= Farewell Rock =

Geological term for sandstones in Wales

The Farewell Rock is the name given to a series of sandstones at the boundary of the Coal Measures with the underlying Marros Group in South Wales. Once thought to be a single sandstone, it is now accepted that the same name has been applied to several different sandstones of similar age across the South Wales Coalfield. The sandstone unit known as the Farewell Rock in the Pembrokeshire Coalfield is continuous with the Cumbriense Quartzite of the main South Wales Coalfield. These are assigned to the uppermost part of the Marros Group (the former Millstone Grit Series) which is of Namurian age. In the South Wales Coalfield, the name is given to a thicker, overlying (and hence younger) sandstone unit which, though formerly assigned to the Millstone Grit Series, is now assigned to the Lower Coal Measures which are of Westphalian age.

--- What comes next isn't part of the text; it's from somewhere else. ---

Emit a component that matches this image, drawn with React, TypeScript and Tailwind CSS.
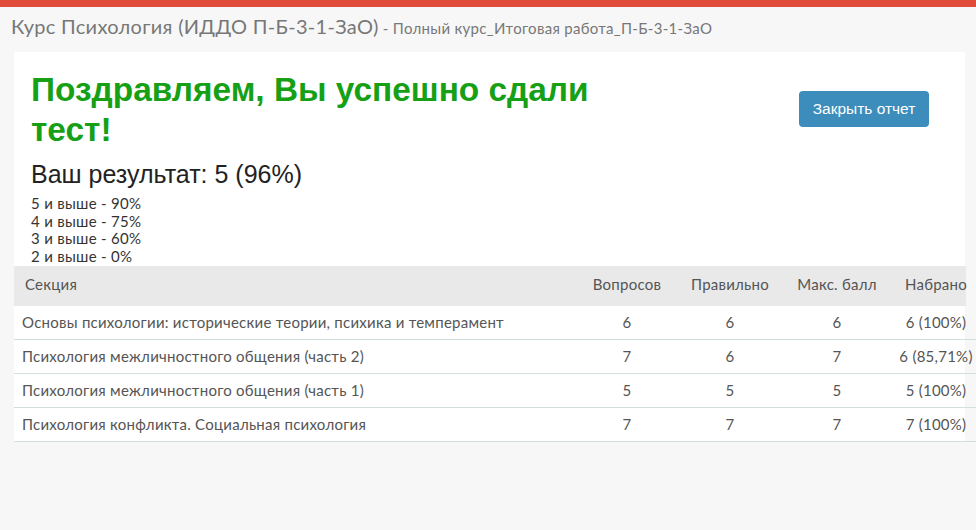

The name is said to have been coined by ironstone miners who once worked the siderite deposits which stratigraphically overlie this rock unit. Digging beyond i.e. deeper than this bed would yield no further iron ore and so, on reaching it, they could bid a 'farewell' to further riches. The name was subsequently adopted by colliers in search of coal which occurs in the same Coal Measures strata. The Farewell Rock has itself been worked for the production of refractory bricks, the high purity of the sandstone (over 98% silica) being suitable for this purpose.